Arte e ciência

Houve uma época em que a arte foi seduzida pela ciência.

Auguste Biard - A caça às morsas pelos groenlandeses em mar polar - 1841 - Musée du Chateau de Dieppe


Isso ocorreu aproximadamente na segunda metade do século 19 e inícios do século 20. O cientificismo, a crença em uma ciência todo poderosa, o positivismo, conduziram muitos criadores a posturas que consideravam como científicas. O naturalismo inventou uma literatura sociobiológica, ou biossociológica. Os pontilhistas, ou divisionistas, entre outros, regravam-se por leis óticas. Pouco importa se isso tudo era pouco mais ou menos fantasioso e falso. Acreditava-se nesse rigor da ciência.

Outros propunham-se a produzir verdadeiros documentos científicos. Assim, Auguste Biard, incansável pintor viajante, que esteve um bom período no Brasil, foi para a Groenlândia, e executou quadros com fabulosas paisagens de gelo, de formas surreais, ao mesmo tempo que figurava a caça em meio a essas ondas congeladas. 

Outros criaram obras didáticas, como Oscar Pereira da Silva, em 1886, com seu A Palavra aos Surdos-Mudos, que está no Museu Nacional de Belas Artes.




Podia-se também figurar, artisticamente, situações exóticas, com o cuidado de reproduzir tipos físicos e detalhes autênticos. Louis-Ernest Barrias, excelente escultor, realizou Os caçadores de crocodilos ou Os Núbios, (1984) cujo gesso está em Orsay, e o bronze foi destinado a ornar o Museu de História Natural de Paris.



Barrias, por sinal, concebeu a mais bela alegoria positivista que se possa imaginar, A Natureza que se descobre para a ciência (1899 - Musée d'Orsay). Foi encomendada pela nova Faculdade de Medicina, da cidade de Bordeaux.




Fernand Cormon especializou-se na pré-história. Pintou um enorme Caim fugindo com sua família (1880), Musée d'Orsay, em que a história bíblica se torna laica. Todas as referências religiosas são excluídas, e a cena propõe uma visão épica das grandes migrações naquelas eras recuadas.



Cormon criou também soberbas decorações, de dimensões colossais, reconstituindo cenas "autênticas" da humanidade em seu passado remoto. Fez isso para a sala de arqueologia comparada do Musée d'Archéologie de Saint Germain en Laye. Abaixo, seu Retono de uma caçada ao urso. Idade da pedra polida (1883).
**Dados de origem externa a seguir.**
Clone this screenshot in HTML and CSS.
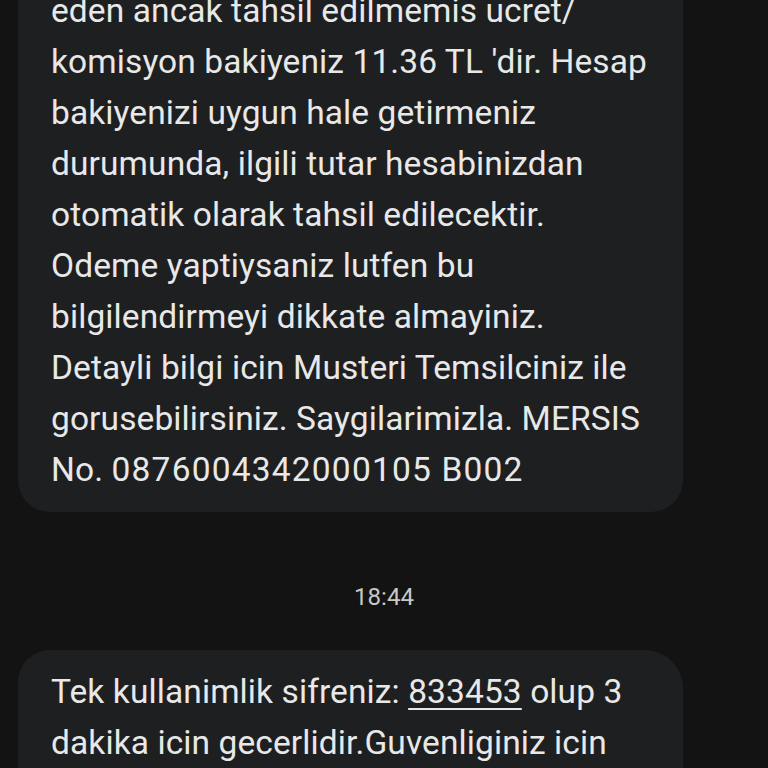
FILE: index.html
```html
<!DOCTYPE html>
<html lang="tr">
<head>
<meta charset="utf-8">
<link rel="stylesheet" href="styles.css">
</head>
<body>
<div class="thread">
  <div class="bubble first">
    <p class="msg">eden ancak tahsil edilmemis ucret/<br>komisyon bakiyeniz 11.36 TL 'dir. Hesap<br>bakiyenizi uygun hale getirmeniz<br>durumunda, ilgili tutar hesabinizdan<br>otomatik olarak tahsil edilecektir.<br>Odeme yaptiysaniz lutfen bu<br>bilgilendirmeyi dikkate almayiniz.<br>Detayli bilgi icin Musteri Temsilciniz ile<br>gorusebilirsiniz. Saygilarimizla. MERSIS<br>No. <span class="num">0876004342000105 B002</span></p>
  </div>
  <div class="time">18:44</div>
  <div class="bubble second">
    <p class="msg">Tek kullanimlik sifreniz: <span class="code">833453</span> olup 3<br>dakika icin gecerlidir.Guvenliginiz icin<br>sifrenizi kimseyle paylasmayiniz.</p>
  </div>
</div>
</body>
</html>
```
FILE: styles.css
```css
html, body {
  margin: 0;
  padding: 0;
  background: #131314;
  height: 100%;
  overflow: hidden;
}
.thread {
  display: flex;
  flex-direction: column;
  align-items: flex-start;
  padding-left: 18px;
  margin-top: -35px;
}
.bubble {
  background: #1e1f21;
  width: 665px;
  box-sizing: border-box;
  padding: 20px 20px 17px 33px;
  border-radius: 32px;
}
.bubble.second {
  padding-top: 16px;
  padding-bottom: 60px;
  border-radius: 32px 38px 32px 32px;
}
.msg {
  margin: 0;
  font-family: Roboto, "Noto Sans", sans-serif;
  font-size: 33.5px;
  letter-spacing: 0.1px;
  line-height: 51px;
  color: #e8e8e8;
  white-space: nowrap;
}
.num {
  letter-spacing: 1.2px;
}
.code {
  text-decoration: underline;
  text-decoration-thickness: 2px;
  text-underline-offset: 5px;
}
.time {
  align-self: stretch;
  margin: 70px 0 38px -18px;
  text-align: center;
  font-family: Roboto, "Noto Sans", sans-serif;
  font-size: 24px;
  line-height: 30px;
  color: #c8c8c8;
}
```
Cormon foi um esplêndido colorista e desenhista. Um estudo para a figura da velha sentada mostra a força de seu traço, e nos faz lembrar que ele, mesmo brevemente, foi professor de van Gogh.



Um caso singular é o da escultura Gorila raptando uma mulher, 1859, de Emmanuel Fremiet. No Salon daquele ano era exposta por trás de uma cortina, porque foi julgada obscena. Animalidade, sexo, selvageria, o tema era chocante. A estátua, realizada em gesso, foi destruída em 1861.




Em 1887, Fremiet volta ao tema. 30 anos depois, a nova versão do rapto não causa escândalo, mas sucesso. O gorila é executado com grande realismo.



Fremiet queria que o estado a comprasse para o Museu de História Natural de Paris, mas não conseguiu a venda. Um amador americano financia a fundição em bronze, assim como réplicas pequenas, destinada a colecionadores. A obra fez furor nos Estados Unidos. Ela instaura e propaga a idéia do grande símio atraído pela beleza feminina. Está aí a origem de um poderoso mito cinematográfico.


Não existe, até hoje - pelo menos no meu conhecimento - um estudo aprofundado e amplo sobre esse namoro entre arte e ciência, que deu resultados numerosos e complexos.